In March 2013, after a major renovation, director Lex ter Braak restructured the institute under a single umbrella name, 'Van Eyck'. He also gave the academy an unusual gesture toward its own history. Where the institute had been the Jan van Eyck Academie, it became, in parallel, the Margaret van Eyck Academie. The five technical labs received twin names too. The print workshop is now the Charles Nypels Lab / Anne Petronille Nypels Lab. The wood and metal shop is the Heimo Lab / Luzia Hartsuyker-Curjel Lab. The multimedia workshop is the Werner Mantz Lab / Elsa Stansfield Lab.
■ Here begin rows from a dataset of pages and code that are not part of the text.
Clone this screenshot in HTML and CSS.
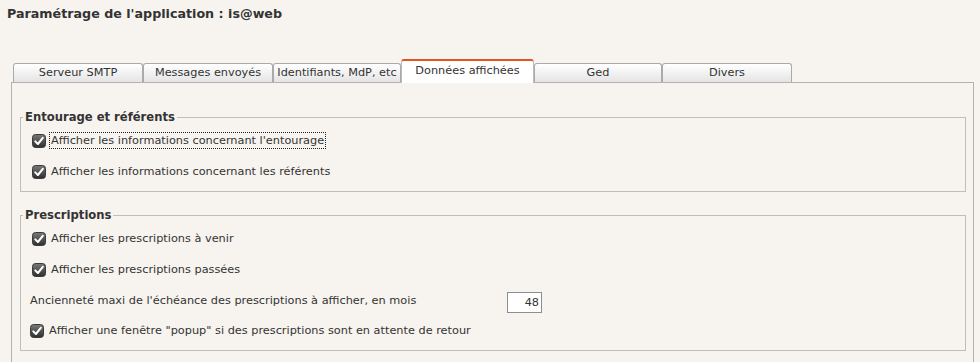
FILE: index.html
```html
<!DOCTYPE html>
<html>
<head>
  <link rel="stylesheet" href="styles.css">
</head>
<body>
  <h1 class="title">Paramétrage de l'application : is@web</h1>

  <div class="tabs">
    <div class="tab">Serveur SMTP</div>
    <div class="tab">Messages envoyés</div>
    <div class="tab tab-narrow">Identifiants, MdP, etc</div>
    <div class="tab tab-active">Données affichées</div>
    <div class="tab tab-narrow">Ged</div>
    <div class="tab">Divers</div>
  </div>

  <div class="panel">
    <fieldset class="group">
      <legend>Entourage et référents</legend>
      <label class="row">
        <svg class="check" width="14" height="14" viewBox="0 0 14 14"><use href="#box"/></svg>
        <span class="focused">Afficher les informations concernant l'entourage</span>
      </label>
      <label class="row">
        <svg class="check" width="14" height="14" viewBox="0 0 14 14"><use href="#box"/></svg>
        <span>Afficher les informations concernant les référents</span>
      </label>
    </fieldset>

    <fieldset class="group group-second">
      <legend>Prescriptions</legend>
      <label class="row">
        <svg class="check" width="14" height="14" viewBox="0 0 14 14"><use href="#box"/></svg>
        <span>Afficher les prescriptions à venir</span>
      </label>
      <label class="row">
        <svg class="check" width="14" height="14" viewBox="0 0 14 14"><use href="#box"/></svg>
        <span>Afficher les prescriptions passées</span>
      </label>
      <div class="row row-field">
        <span class="field-label">Ancienneté maxi de l'échéance des prescriptions à afficher, en mois</span>
        <input class="num" type="text" value="48">
      </div>
      <label class="row row-shift">
        <svg class="check" width="14" height="14" viewBox="0 0 14 14"><use href="#box"/></svg>
        <span>Afficher une fenêtre "popup" si des prescriptions sont en attente de retour</span>
      </label>
    </fieldset>
  </div>

  <!-- shared checkbox drawing -->
  <svg width="0" height="0" class="defs">
    <defs>
      <linearGradient id="boxfill" x1="0" y1="0" x2="0" y2="1">
        <stop offset="0" stop-color="#7a7a7a"/>
        <stop offset="1" stop-color="#2e2e2e"/>
      </linearGradient>
      <g id="box">
        <rect x="0.5" y="0.5" width="13" height="13" rx="3" fill="url(#boxfill)" stroke="#3a3a3a"/>
        <path d="M3.3 7.4 L5.9 10 L10.8 3.9" fill="none" stroke="#fff" stroke-width="2" stroke-linecap="round" stroke-linejoin="round"/>
      </g>
    </defs>
  </svg>
</body>
</html>
```

FILE: styles.css
```css
body {
  margin: 0;
  background: #f7f3ef;
  font-family: "DejaVu Sans", Verdana, sans-serif;
  font-size: 11.3px;
  color: #333;
}
.title {
  margin: 0;
  padding: 6px 7px 0;
  font-size: 12.7px;
  line-height: 15px;
  font-weight: bold;
  color: #333;
}

/* tab strip */
.tabs {
  display: flex;
  align-items: flex-end;
  margin: 38px 0 0 13px;
}
.tab {
  width: 128px;
  height: 18px;
  line-height: 18px;
  text-align: center;
  border: 1px solid #aaa;
  border-bottom: none;
  border-radius: 3px 3px 0 0;
  background: linear-gradient(#fff, #e4e4e4);
  color: #333;
}
.tab-narrow {
  width: 126px;
}
.tab-active {
  position: relative;
  z-index: 1;
  width: 131px;
  height: 19px;
  line-height: 14px;
  padding-top: 3px;
  margin-bottom: -1px;
  border-top: 2px solid #e2531f;
  border-color: #e2531f #bbb #bbb;
  background: #fff;
}

/* panel */
.panel {
  box-sizing: border-box;
  width: 963px;
  min-height: 300px;
  margin-left: 11px;
  padding: 27px 7px 0 8px;
  border: 1px solid #b5b1ad;
}
.group {
  margin: 0;
  padding: 1px 0 4px;
  border: 1px solid #c2bdb8;
}
.group-second {
  margin-top: 16px;
  padding-bottom: 5px;
}
.group legend {
  margin-left: 2px;
  padding: 0 2px;
  font-weight: bold;
  font-size: 11.6px;
  line-height: 14px;
  color: #333;
}
.row {
  display: flex;
  align-items: center;
  gap: 5px;
  height: 31px;
  padding-left: 11px;
}
.row-shift {
  height: 29px;
  padding-left: 9px;
}
.check {
  display: block;
  flex: none;
}
.focused {
  outline: 1px dotted #222;
  outline-offset: 1px;
}
.row-field {
  gap: 0;
  padding-left: 9px;
}
.field-label {
  width: 477px;
}
.num {
  box-sizing: border-box;
  width: 35px;
  height: 21px;
  margin-top: 3px;
  padding: 0 2px 0 0;
  border: 1px solid #8e8e8e;
  background: #fff;
  text-align: right;
  font-family: "DejaVu Sans", Verdana, sans-serif;
  font-size: 11.3px;
  color: #333;
}
.defs {
  position: absolute;
}
```
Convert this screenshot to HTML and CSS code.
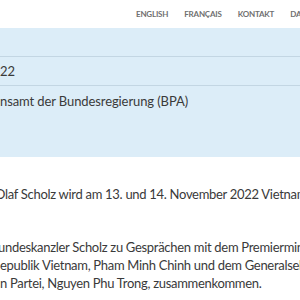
FILE: index.html
```html
<!DOCTYPE html>
<html lang="de">
<head>
<meta charset="utf-8">
<link rel="stylesheet" href="styles.css">
</head>
<body>
<header class="top">
  <nav class="meta-nav">
    <a class="meta-link">English</a>
    <a class="meta-link">Français</a>
    <a class="meta-link">Kontakt</a>
    <a class="meta-link">Datenschutz</a>
  </nav>
</header>
<section class="band">
  <div class="row row-empty"></div>
  <div class="row row-date"><span class="cut cut-date">22</span></div>
  <div class="row row-source"><span class="cut cut-source">nsamt der Bundesregierung (BPA)</span></div>
</section>
<main class="article">
  <p class="lead"><span class="line cut-lead">Olaf Scholz wird am 13. und 14. November 2022 Vietnam (besuchen.</span></p>
  <p class="body-text">
    <span class="line cut-1">undeskanzler Scholz zu Gesprächen mit dem Premierminister der</span>
    <span class="line cut-2">epublik Vietnam, Pham Minh Chinh und dem Generalsekretär</span>
    <span class="line cut-3">n Partei, Nguyen Phu Trong, zusammenkommen.</span>
  </p>
</main>
</body>
</html>
```

FILE: styles.css
```css
html, body {
  margin: 0;
  padding: 0;
  background: #ffffff;
  overflow: hidden;
}
body {
  font-family: Lato, "Open Sans", sans-serif;
  color: #3a3a3a;
  width: 300px;
}
.top {
  height: 28px;
  display: flex;
  align-items: center;
}
.meta-nav {
  display: flex;
  gap: 16px;
  margin-left: 136px;
  white-space: nowrap;
}
.meta-link {
  font-size: 8px;
  font-weight: 700;
  letter-spacing: -0.2px;
  text-transform: uppercase;
  color: #707070;
  line-height: 1;
}
.band {
  background: #dcedf8;
  height: 129px;
  display: flex;
  flex-direction: column;
}
.row {
  height: 28px;
  border-bottom: 1px solid #c3d6e3;
  display: flex;
  align-items: center;
  font-size: 13px;
  letter-spacing: -0.1px;
  white-space: nowrap;
}
.row-source {
  border-bottom: none;
  height: 30px;
}
.cut {
  display: block;
}
.article {
  font-size: 13px;
  letter-spacing: -0.3px;
  white-space: nowrap;
}
.lead {
  margin: 28px 0 0;
  line-height: 18px;
}
.body-text {
  margin: 35px 0 0;
  line-height: 18px;
  display: flex;
  flex-direction: column;
}
.line {
  display: block;
}
.cut-lead {
  margin-left: -5px;
}
.cut-1 {
  margin-left: -2px;
}
```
The library is the Pierre Kemp Lab / Therese Cornips Lab. The nature research facility is the Jac. P. Thijsse Lab / Wilhelmina Minis-van de Geijn Lab. The renamings, officially adopted in April and May 2017, were a quiet acknowledgement that the people whose names hang on art-institute doors are almost always men. The teaching arm of the institute, founded in 2012 as the Hubert van Eyck Academie, was paired with a Caterina van Hemessen Academie - after the Flemish Renaissance painter who, in the 1540s, signed a self-portrait at the easel and may be the earliest known artist to depict themselves doing so. Hicham Khalidi took over as director in October 2018. The institute the priest and the architect and the writer imagined in 1928 is still there. It is just no longer recognizably the thing they had in mind.
The Van Eyck institute sits at 50.846 N, 5.687 E in the Jekerkwartier, the historic south-central neighbourhood of Maastricht just inside the old city walls. Look for the modernist Peutz building with its distinctive round window-openings (the legacy of Ko Sarneel's directorship) and the wider Academieplein square in front. The Jeker river runs through the quarter. Nearest airport: Maastricht Aachen (EHBK), 8 km north. Liege (EBLG) is 30 km southwest. From cruise altitude the building is one of several institutional blocks tucked into the dense old town between the Vrijthof to the north and the city park to the south.